Unter anderem will der Premier wie andere Politiker vor ihm verhindern, daß am Rande der Großstädte unkontrolliert Elendsquartiere wuchern. Bisher ist die spontane Urbanisierung nahezu überall auf der Welt genauso abgelaufen bzw. läuft noch so ab. In China sind den Slums ähnliche Bezirke am Rande der Metropolen klein im Vergleich zu Städten wie Rio de Janeiro, Buenos Aires oder Manila. Dennoch kündigte Li ein Programm an, diese Quartiere durch verbesserte Infrastruktur zu sanieren. Angesichts der großen Renditen, die in Chinas Immobilienwirtschaft zu erzielen sind, ist nicht auszuschließen, daß derlei schnell in Verdrängung der ursprünglichen Bewohner münden kann.

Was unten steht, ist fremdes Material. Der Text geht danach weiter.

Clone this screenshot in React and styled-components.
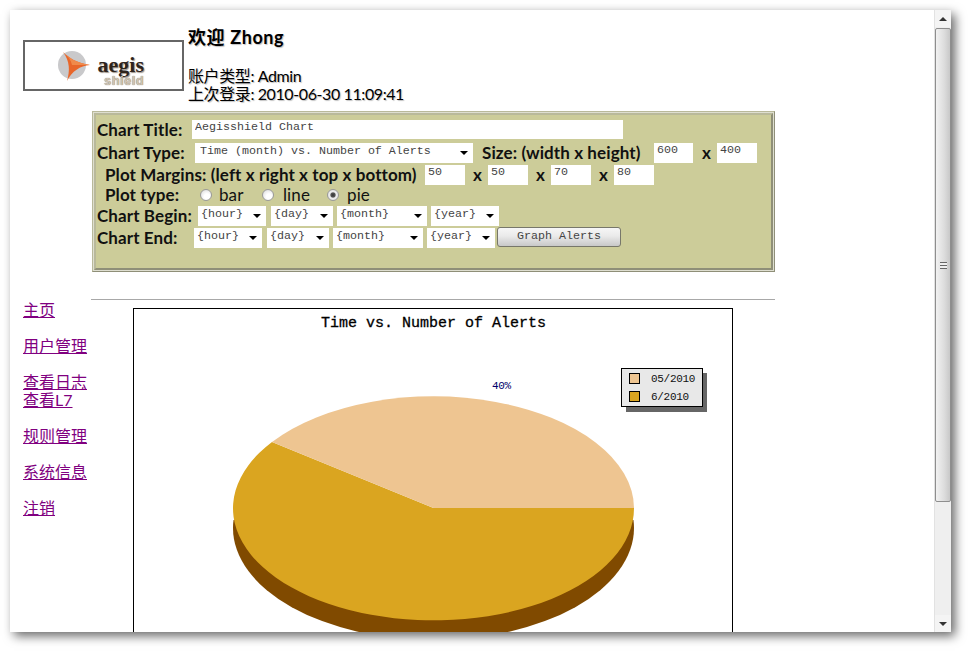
import React from "react";
import styled, { createGlobalStyle } from "styled-components";

const Global = createGlobalStyle`
  html, body {
    margin: 0;
    height: 100%;
    overflow: hidden;
    background: #fff;
  }
`;

const sans = `"Lato", "Noto Sans CJK SC", sans-serif`;
const mono = `"Liberation Mono", monospace`;

const Window = styled.div`
  margin: 10px 0 0 10px;
  width: 941px;
  height: 622px;
  display: flex;
  background: #fff;
  box-shadow: 4px 4px 10px rgba(0, 0, 0, 0.6);
`;

const Viewport = styled.div`
  flex: 1;
  min-width: 0;
  overflow: hidden;
  padding-left: 13px;
`;

const Header = styled.header`
  display: flex;
  height: 101px;
  gap: 4px;
`;

const Logo = styled.div`
  box-sizing: border-box;
  width: 161px;
  height: 51px;
  margin-top: 30px;
  border: 2px solid #666;
  display: flex;
  align-items: center;
  gap: 5px;
  padding-left: 33px;
`;

const LogoWords = styled.div`
  display: flex;
  flex-direction: column;
  align-items: flex-end;
  width: 48px;
  padding-top: 10px;
`;

const LogoName = styled.span`
  font: bold 22px/21px "Liberation Serif", serif;
  color: #2e241c;
  text-shadow: 1px 1px 1px rgba(60, 40, 20, 0.5);
`;

const LogoSub = styled.span`
  font: bold 13px/12px "Liberation Sans", sans-serif;
  color: #cfc4b4;
  text-shadow: 0 0 1px #6b5a48;
  letter-spacing: 0.4px;
`;

const Welcome = styled.div`
  font-family: ${sans};
  color: #000;
  text-shadow: 1px 1px 1px rgba(0, 0, 0, 0.25);
`;

const Greeting = styled.h2`
  margin: 16px 0 19px;
  font-size: 18px;
  line-height: 22px;
  font-weight: 700;
  letter-spacing: 0.6px;
`;

const InfoLine = styled.div`
  font-size: 16px;
  line-height: 18px;
  letter-spacing: -0.4px;
  white-space: nowrap;
`;

const Body = styled.div`
  display: grid;
  grid-template-columns: 69px 683px;
`;

const Sidebar = styled.nav`
  padding-top: 190px;
  font-family: ${sans};
  font-size: 16px;
  line-height: 18px;
`;

const NavGroup = styled.div`
  margin-bottom: 18px;
`;

const NavLink = styled.a`
  display: table;
  color: #800080;
  text-decoration: underline;
`;

const Panel = styled.form`
  box-sizing: border-box;
  height: 161px;
  padding: 3px 0 0 1px;
  border: 4px solid;
  border-color: #b9b99a #8f8f78 #8f8f78 #b9b99a;
  outline: 1px solid #deded0;
  outline-offset: -2px;
  background: #cccc99;
  font-family: ${sans};
  font-size: 17px;
  line-height: 18px;
  letter-spacing: 0.1px;
  font-weight: 700;
  color: #111;
`;

const Row = styled.div`
  display: flex;
  align-items: center;
  height: ${(p) => p.$h}px;
  padding-left: ${(p) => p.$indent || 0}px;
`;

const Label = styled.label`
  flex: none;
  width: ${(p) => p.$w}px;
  margin-left: ${(p) => p.$ml || 0}px;
  white-space: nowrap;
  font-weight: ${(p) => (p.$plain ? 400 : 700)};
`;

const field = `
  box-sizing: border-box;
  flex: none;
  border: 0;
  border-radius: 0;
  background: #fff;
  font-family: ${mono};
  font-size: 11.67px;
  letter-spacing: 0;
  color: #444;
  outline: none;
`;

const TextField = styled.input`
  ${field}
  width: ${(p) => p.$w}px;
  height: ${(p) => p.$h || 20}px;
  margin-left: ${(p) => p.$ml || 0}px;
  padding: 0 0 5px ${(p) => p.$pad || 3}px;
`;

const SelectWrap = styled.span`
  position: relative;
  flex: none;
  display: block;
  width: ${(p) => p.$w}px;
  height: 20px;
  margin-left: ${(p) => p.$ml || 0}px;

  &::after {
    content: "";
    position: absolute;
    right: 5px;
    top: 8px;
    border-style: solid;
    border-width: 4px 4px 0;
    border-color: #000 transparent transparent;
    pointer-events: none;
  }
`;

const Select = styled.select`
  ${field}
  appearance: none;
  display: block;
  width: 100%;
  height: 100%;
  padding: 0 0 4px ${(p) => p.$pad || 3}px;
`;

const Radio = styled.input.attrs({ type: "radio" })`
  appearance: none;
  box-sizing: border-box;
  flex: none;
  width: 12px;
  height: 12px;
  margin: 0 0 0 ${(p) => p.$ml || 0}px;
  border: 1px solid #9a9a9a;
  border-radius: 50%;
  background: radial-gradient(circle at 60% 65%, #fff 30%, #d6d6d6 100%);

  &:checked {
    background: radial-gradient(circle, #333 0, #555 30%, #eee 45%, #ddd 100%);
  }
`;

const GraphButton = styled.button`
  box-sizing: border-box;
  flex: none;
  width: 124px;
  height: 20px;
  margin: -2px 0 0 2px;
  padding: 0 0 3px;
  border: 1px solid #77776a;
  border-radius: 3px;
  background: linear-gradient(#f6f6f6, #eaeaea 45%, #c8c8c8);
  font-family: ${mono};
  font-size: 11.67px;
  letter-spacing: 0;
  color: #444;
`;

const Divider = styled.hr`
  height: 1px;
  margin: 27px 0 8px -1px;
  border: 0;
  background: #a8a8a8;
`;

const Chart = styled.div`
  box-sizing: border-box;
  width: 600px;
  height: 400px;
  margin-left: 41px;
  border: 1px solid #000;
  background: #fff;
`;

const ChartSvg = styled.svg`
  display: block;
`;

const ChartTitle = styled.text`
  font: 15px ${mono};
  font-weight: 400;
  stroke: #000;
  stroke-width: 0.3px;
`;

const ChartNote = styled.text`
  font: 11px ${mono};
  letter-spacing: -0.3px;
  fill: ${(p) => p.$color};
`;

const Scrollbar = styled.aside`
  flex: none;
  width: 17px;
  display: flex;
  flex-direction: column;
  background: #efefef;
  border-left: 1px solid #e2e2e2;
  box-sizing: border-box;
`;

const ScrollButton = styled.div`
  flex: none;
  height: 17px;
  background: #f4f4f4;
  display: flex;
  align-items: center;
  justify-content: center;

  &::before {
    content: "";
    border-style: solid;
    border-color: transparent;
    border-width: ${(p) => (p.$down ? "4px 4px 0" : "0 4px 4px")};
    ${(p) => (p.$down ? "border-top-color: #333;" : "border-bottom-color: #333;")}
  }
`;

const Thumb = styled.div`
  flex: none;
  box-sizing: border-box;
  height: 474px;
  margin-top: 1px;
  border: 1px solid #8e8e8e;
  border-radius: 2px;
  background: linear-gradient(90deg, #f2f2f2, #dcdcdc 60%, #c8c8c8);
  display: flex;
  align-items: center;
  justify-content: center;
`;

const Grip = styled.div`
  width: 7px;
  height: 7px;
  background: repeating-linear-gradient(#666 0 1px, #eee 1px 3px);
`;

const ScrollTrack = styled.div`
  flex: 1;
`;

function Pick({ w, ml, pad, label }) {
  return (
    <SelectWrap $w={w} $ml={ml}>
      <Select $pad={pad} defaultValue={label}>
        <option>{label}</option>
      </Select>
    </SelectWrap>
  );
}

function DateRow({ title, labelW, offset, h, children }) {
  return (
    <Row $h={h}>
      <Label $w={labelW}>{title}</Label>
      <Pick w={68} ml={offset} label="{hour}" />
      <Pick w={62} ml={5} label="{day}" />
      <Pick w={90} ml={4} label="{month}" />
      <Pick w={68} ml={4} label="{year}" />
      {children}
    </Row>
  );
}

function LogoMark() {
  return (
    <svg width="33" height="33" viewBox="0 0 33 33">
      <circle cx="14" cy="16" r="14" fill="#c9c9cb" />
      <path d="M5 3 C10 8 18 14 32 16 C22 17 14 22 9 32 C12 22 12 12 5 3 Z" fill="#e8662a" />
      <path d="M5 3 C10 8 18 14 32 16 L14 16 C13 11 10 7 5 3 Z" fill="#f08a4b" />
    </svg>
  );
}

function PieChart() {
  // chart is 598x398 inside the border, so page coords are offset by 134,309
  return (
    <ChartSvg width="598" height="398" viewBox="134 309 598 398">
      <defs>
        <clipPath id="rim">
          <rect x="134" y="520" width="598" height="190" />
        </clipPath>
      </defs>
      <ChartTitle x="321" y="327">Time vs. Number of Alerts</ChartTitle>
      <ChartNote x="492" y="389" $color="#00006a">40%</ChartNote>

      <ellipse cx="433.5" cy="528" rx="200.5" ry="112" fill="#804a00" clipPath="url(#rim)" />
      <path d="M433.5 508 L634 508 A200.5 112 0 1 1 272 442 Z" fill="#daa520" />
      <path d="M433.5 508 L634 508 A200.5 112 0 0 0 272 442 Z" fill="#eec591" />

      <rect x="626" y="373" width="81" height="39" fill="#666" />
      <rect x="621.5" y="368.5" width="81" height="38" fill="#e8e8e8" stroke="#000" />
      <rect x="629.5" y="373.5" width="10" height="10" fill="#eec591" stroke="#000" />
      <rect x="629.5" y="391.5" width="10" height="10" fill="#daa520" stroke="#000" />
      <ChartNote x="651" y="382" $color="#111">05/2010</ChartNote>
      <ChartNote x="651" y="400" $color="#111">6/2010</ChartNote>
    </ChartSvg>
  );
}

export default function App() {
  return (
    <>
      <Global />
      <Window>
        <Viewport>
          <Header>
            <Logo>
              <LogoMark />
              <LogoWords>
                <LogoName>aegis</LogoName>
                <LogoSub>shield</LogoSub>
              </LogoWords>
            </Logo>
            <Welcome>
              <Greeting>欢迎 Zhong</Greeting>
              <InfoLine>账户类型: Admin</InfoLine>
              <InfoLine>上次登录: 2010-06-30 11:09:41</InfoLine>
            </Welcome>
          </Header>
          <Body>
            <Sidebar>
              <NavGroup><NavLink href="#">主页</NavLink></NavGroup>
              <NavGroup><NavLink href="#">用户管理</NavLink></NavGroup>
              <NavGroup>
                <NavLink href="#">查看日志</NavLink>
                <NavLink href="#">查看L7</NavLink>
              </NavGroup>
              <NavGroup><NavLink href="#">规则管理</NavLink></NavGroup>
              <NavGroup><NavLink href="#">系统信息</NavLink></NavGroup>
              <NavGroup><NavLink href="#">注销</NavLink></NavGroup>
            </Sidebar>
            <main>
              <Panel onSubmit={(e) => e.preventDefault()}>
                <Row $h={23}>
                  <Label $w={95}>Chart Title:</Label>
                  <TextField $w={431} $h={19} defaultValue="Aegisshield Chart" />
                </Row>
                <Row $h={23}>
                  <Label $w={98}>Chart Type:</Label>
                  <Pick w={278} pad={5} label="Time (month) vs. Number of Alerts" />
                  <Label $w={172} $ml={9}>Size: (width x height)</Label>
                  <TextField $w={39} defaultValue="600" />
                  <Label $w={15} $ml={9}>x</Label>
                  <TextField $w={40} defaultValue="400" />
                </Row>
                <Row $h={21} $indent={8}>
                  <Label $w={320}>Plot Margins: (left x right x top x bottom)</Label>
                  <TextField $w={40} defaultValue="50" />
                  <Label $w={15} $ml={8}>x</Label>
                  <TextField $w={40} defaultValue="50" />
                  <Label $w={15} $ml={8}>x</Label>
                  <TextField $w={40} defaultValue="70" />
                  <Label $w={15} $ml={8}>x</Label>
                  <TextField $w={40} defaultValue="80" />
                </Row>
                <Row $h={20} $indent={8}>
                  <Label $w={95}>Plot type:</Label>
                  <Radio name="plot" />
                  <Label $w={31} $ml={7} $plain>bar</Label>
                  <Radio name="plot" $ml={12} />
                  <Label $w={32} $ml={9} $plain>line</Label>
                  <Radio name="plot" $ml={12} defaultChecked />
                  <Label $w={30} $ml={8} $plain>pie</Label>
                </Row>
                <DateRow title="Chart Begin:" labelW={96} offset={5} h={22} />
                <DateRow title="Chart End:" labelW={80} offset={17} h={22}>
                  <GraphButton type="button">Graph Alerts</GraphButton>
                </DateRow>
              </Panel>
              <Divider />
              <Chart>
                <PieChart />
              </Chart>
            </main>
          </Body>
        </Viewport>
        <Scrollbar>
          <ScrollButton />
          <Thumb><Grip /></Thumb>
          <ScrollTrack />
          <ScrollButton $down />
        </Scrollbar>
      </Window>
    </>
  );
}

Auffällig ist in diesem Zusammenhang, daß sich Li nicht zum System der Haushaltregistrierung äußerte. Diese »Hukou« genannten Vorschriften sind vermutlich der wichtigste Grund, weshalb es in China keine größeren Elendsquartiere gibt. Zugleich sind sie aber auch ein wirksames Unterdrückungsmittel. Die Regelung weist jedem Bürger einen offiziellen Wohnsitz zu, den er nur mit Erlaubnis der Behörden ändern kann. An diesen sind unter anderem auch viele Sozialleistungen, manchmal sogar das Recht auf einen Schulplatz für die Kinder gebunden. In der Praxis bedeutet das Hukou-System, daß die vom Land stammenden Arbeiter in der Stadt oft nur als Geduldete leben. Fallen sie auf, weil sie gegen schlechte Arbeitsbedingungen oder nicht gezahlte Löhne protestieren, können sie von den Behörden leicht abgeschoben werden. In den letzten Jahren hat es einige Erleichterungen gegeben, verschiedene Politiker und Intellektuelle haben wiederholt an prominenter Stelle die Abschaffung gefordert. Aber da Li sich in seiner Antrittsrede und seiner Pressekonferenz nicht dazu geäußert hat, deutet vieles darauf hin, daß eine entsprechende Reform – wenn überhaupt – nur ganz unten auf seiner Prioritätenliste steht.